Critics and international law scholars, including those at the Global Governance and Security Centre, point out that neither the U.S. nor Israel were under an active armed attack from Iran when the strikes commenced. The justification that this is a "continuation of existing hostilities" dating back to October 7, 2023, is a legal bridge too far for many. In a world where the primary mechanism for collective security, the UN Security Council, is paralyzed by the veto power of the very states initiating the conflict, the law is no longer a shield. It is a post-facto footnote.
Domestic Legal Disarray
While the international community cries foul, the domestic legal front in Washington is equally fractious. President Trump’s decision to authorize a "massive and ongoing" campaign without explicit Congressional approval has reignited a dormant constitutional crisis. The War Powers Resolution of 1973 was designed specifically to prevent this kind of executive overreach, yet the White House's reported "last-minute alert" to the Gang of Eight—the key national security experts in Congress—barely met the spirit, let alone the letter, of the law.
Senators like Tim Kaine have already labeled the strikes a "colossal mistake" and are demanding a vote to block further hostilities. The irony is that the Republican-controlled Senate, while broadly supportive of the "America First" doctrine, is now forced to reconcile that rhetoric with a military campaign that looks strikingly like the "forever wars" Trump once campaigned against.
- Executive Unilateralism: The use of presidential authority to bypass the Article I powers of Congress to declare war.

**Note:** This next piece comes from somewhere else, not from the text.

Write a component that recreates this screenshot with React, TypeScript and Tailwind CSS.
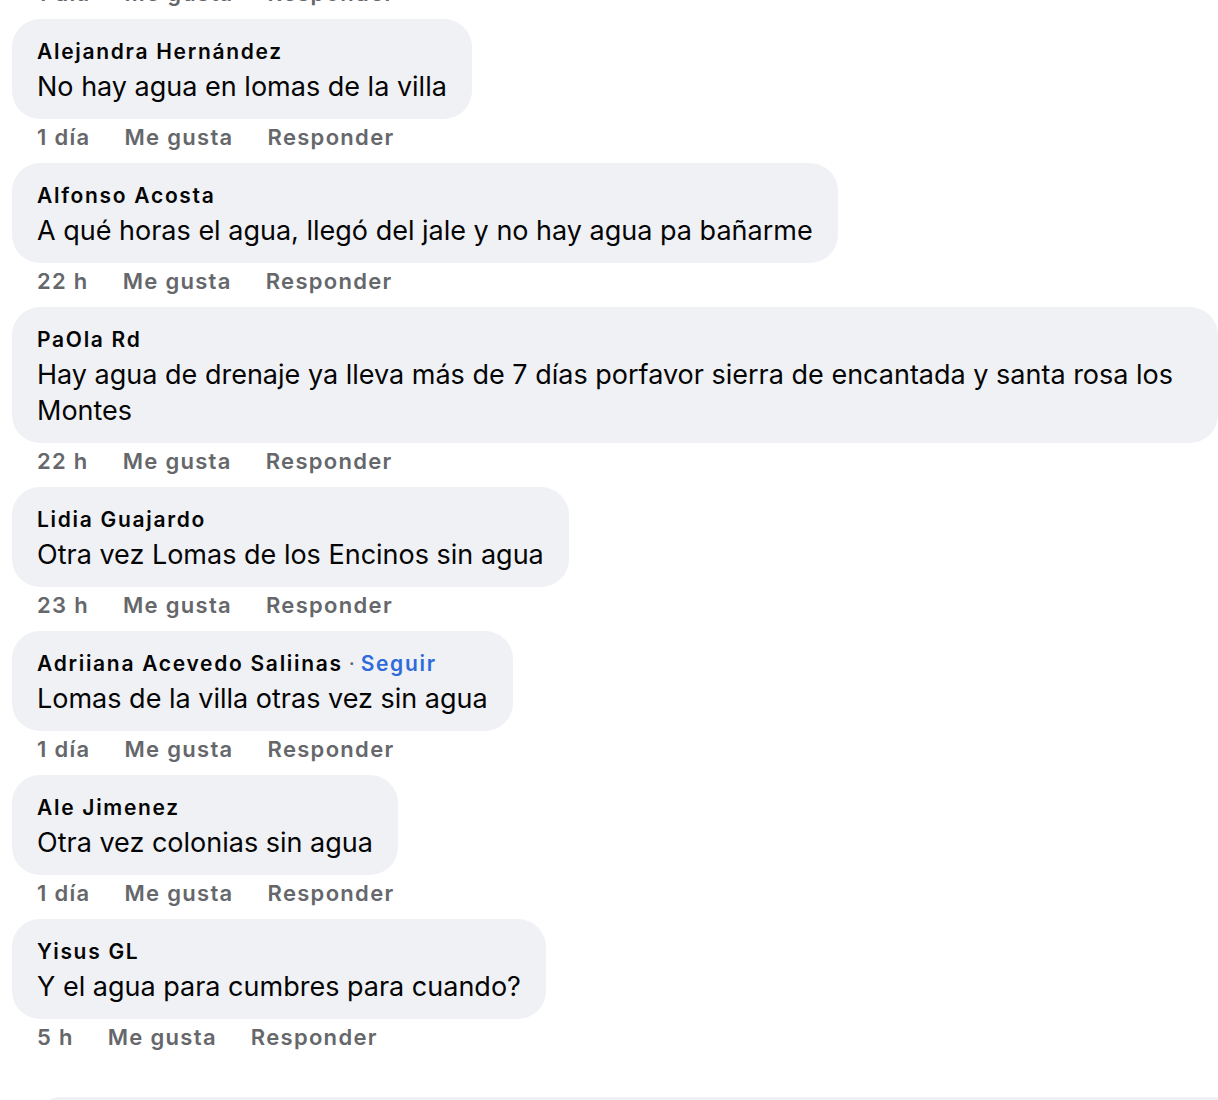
import React from "react";

type Comment = {
  name: string;
  text: string;
  time: string;
  follow?: boolean;
};

const comments: Comment[] = [
  { name: "Alejandra Hernández", text: "No hay agua en lomas de la villa", time: "1 día" },
  { name: "Alfonso Acosta", text: "A qué horas el agua, llegó del jale y no hay agua pa bañarme", time: "22 h" },
  {
    name: "PaOla Rd",
    text: "Hay agua de drenaje ya lleva más de 7 días porfavor sierra de encantada y santa rosa los Montes",
    time: "22 h",
  },
  { name: "Lidia Guajardo", text: "Otra vez Lomas de los Encinos sin agua", time: "23 h" },
  { name: "Adriiana Acevedo Saliinas", text: "Lomas de la villa otras vez sin agua", time: "1 día", follow: true },
  { name: "Ale Jimenez", text: "Otra vez colonias sin agua", time: "1 día" },
  { name: "Yisus GL", text: "Y el agua para cumbres para cuando?", time: "5 h" },
];

function Actions({ time }: { time: string }) {
  return (
    <div className="flex gap-[34px] pl-[37px] pt-[4px] pb-[12px] text-[22px] leading-[28px] font-semibold tracking-[1.3px] text-[#65676b]">
      <span>{time}</span>
      <span>Me gusta</span>
      <span>Responder</span>
    </div>
  );
}

function CommentItem({ c }: { c: Comment }) {
  return (
    <div>
      <div className="ml-[12px] inline-block max-w-[1234px] rounded-[28px] bg-[#f0f1f5] px-[25px] pt-[18px] pb-[14px]">
        <div className="text-[21px] leading-[30px] font-semibold tracking-[1.7px] text-[#050505]">
          {c.name}
          {c.follow && (
            <>
              <span className="font-normal tracking-normal text-[#65676b]"> · </span>
              <span className="text-[#2d6bdb]">Seguir</span>
            </>
          )}
        </div>
        <div className="mt-[2px] text-[27px] leading-[36px] text-[#050505]">{c.text}</div>
      </div>
      <Actions time={c.time} />
    </div>
  );
}

export default function App() {
  return (
    <div
      className="relative h-[1100px] w-[1218px] overflow-hidden bg-white"
      style={{ fontFamily: "Inter, 'Noto Sans', sans-serif" }}
    >
      {/* previous comment's actions, cut off at the top */}
      <div className="-mt-[25px]">
        <Actions time="1 día" />
      </div>
      {comments.map((c) => (
        <CommentItem key={c.name} c={c} />
      ))}
      {/* composer peeking in at the bottom */}
      <div className="absolute left-[40px] right-0 top-[1097px] h-[20px] rounded-tl-[20px] bg-[#f0f1f5]" />
    </div>
  );
}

- Preventive Doctrine: Striking a sovereign state to disrupt a future technological capability rather than an active military threat.
- Regime Change Redux: The explicit call for the Iranian people to "overthrow the regime" echoes the failed policies of 2003, now revived with a more aggressive 2026 playbook.
The Regional Realignment
The legal vacuum created by the strikes is being filled by a new, more dangerous regional reality. Unlike previous exchanges, Iran’s retaliation has not been surgical. It has been a broad, indiscriminate lashing out across the Gulf. By targeting civilian infrastructure in Dubai, Bahrain, and Kuwait, Tehran is signaling that if the Islamic Republic falls, it will take the entire regional economy down with it.
The strategic miscalculation here is that instead of driving a wedge between the Gulf states and the West, the strikes on Gulf airports and oil hubs have galvanized a unified regional response. Saudi Arabia’s approval of the attacks on Iran marks a historic pivot from the tentative détente of 2023. The Gulf Cooperation Council (GCC) is no longer a mediator; it is an active participant in a conflict that is rewriting the security architecture of the Middle East.
The Erosion of Accountability
The most chilling aspect of the 2026 Iran strikes is the precedent they set for other global actors. If the U.S. and Israel can dismantle the leadership and infrastructure of a sovereign state based on the perceived "threat" of a future capability, what prevents other powers from doing the same? The argument that the "global policeman" is simply enforcing its own idiosyncratic version of the Responsibility to Protect (R2P)—punishing a regime for its internal human rights abuses while simultaneously bombing its cities—is a legal contradiction that few outside of Washington and Tel Aviv accept.
International law is only as strong as the consensus to follow it. When the world's most powerful nations treat the UN Charter as an optional guideline, the system collapses. We are moving toward a world where the only "law" is the capability of your missile defense system and the reach of your precision-guided munitions.
The question is no longer whether the strikes were legal—the consensus among global jurists is a resounding "no." The question is whether legality even matters in an age where the rules are rewritten by those with the most to lose and the weapons to win. The 2026 campaign against Iran has effectively buried the 20th-century ideal of a rules-based order. What emerges in its place will be defined not by treaties, but by the raw, unmediated exercise of military force.